Afterwards, Shimon married her, as we know, because Reuben is hesed and Shmon is gvurah, from where all the kelippot come…Shimon is sham avon (sin is there), because that is where sin, which is the sitra ahra, clings.71
Whoever enters upon a quest that leads him or her into questionable situations is in grave spititual danger. Only greatness of soul can enable such a person to take these risks. Shimon was such a person. The greatness of his soul allowed him to marry his sister Dinah, an act which affected his descendants throughout the course of Jewish history.72
In the book of Numbers we are told that, during their wanderings in the desert, Israel camped at Shittim. They were accosted by the Midianites, with whom they began to develop sexual and ritual ties, which were unacceptable to Israel’s spiritual leadership. The rebels were led by the prince of the tribe of Shimon, Zimri ben Salu. Zimri is attracted to Cozbi bat Zur, a Midianite princess, and he is not willing to leave her, even though Moses, Aaron, and the elders demand that he do so. Pinhas, Aaron’s grandson, takes his sword and, with one fell blow, he kills them both as they defiantly make love in the Tent of Meeting.73 This action marks the end of a plague that was afflicting the Israelites (Num. 25:1-9).

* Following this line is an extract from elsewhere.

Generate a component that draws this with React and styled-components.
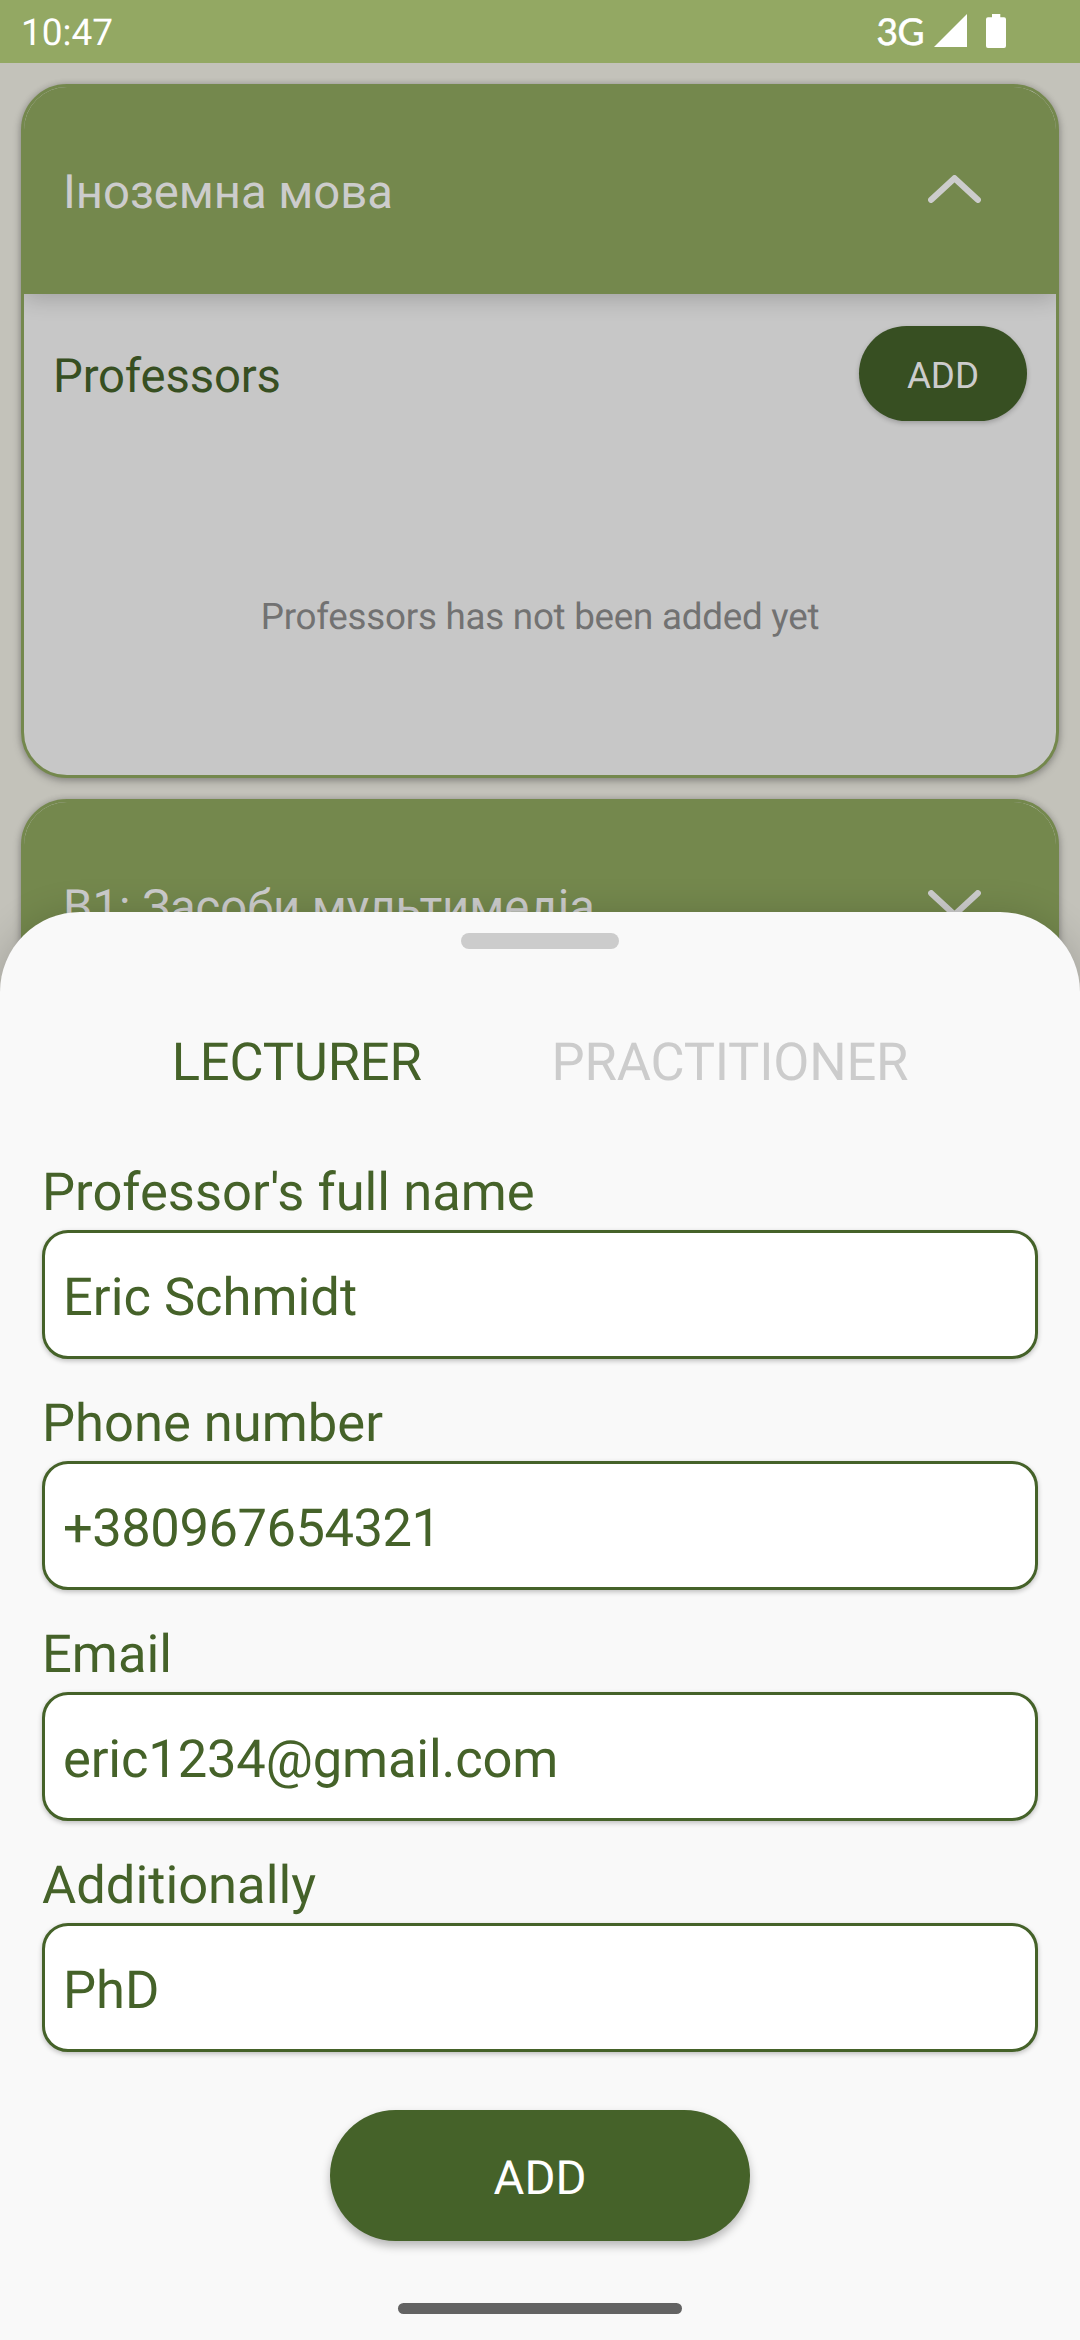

As always, in order to better understand the way in which Lurianic Kabbalah relates to the biblical narrative, we first need to see how this particular story was discussed in rabbinic literature. The Rabbis maintained that Israel’s fatal attraction to the Moabite and Midianite women resulted from seduction:
A (Moabite) girl would go out, adorned and perfumed, and seduce him (the Israelite man), and say to him: “Why do we love you when you despise us? Take this tool without paying! We are all the children of one father, Terah the father of Abraham! You say that you will not eat from our sacrifices and our cooking? Take these young calves and chickens – slaughter them according to your rules and eat!” She would then give him wine to drink, and the devil would burn in him, and he would err after her.74
According to this midrash, the Moabite and Midianite women are professional seductresses. The one mentioned by name – Cozbi bat Zur – is the paradigm of a seductive women. Brazen seduction is also Lilith’s primary weapon in her war against men. She takes advantage of men’s weakness, and they succumb to her, becoming her bonded servants. It therefore is not surprising that the Ari reads Cozbi as one of Lilith’s incarnations.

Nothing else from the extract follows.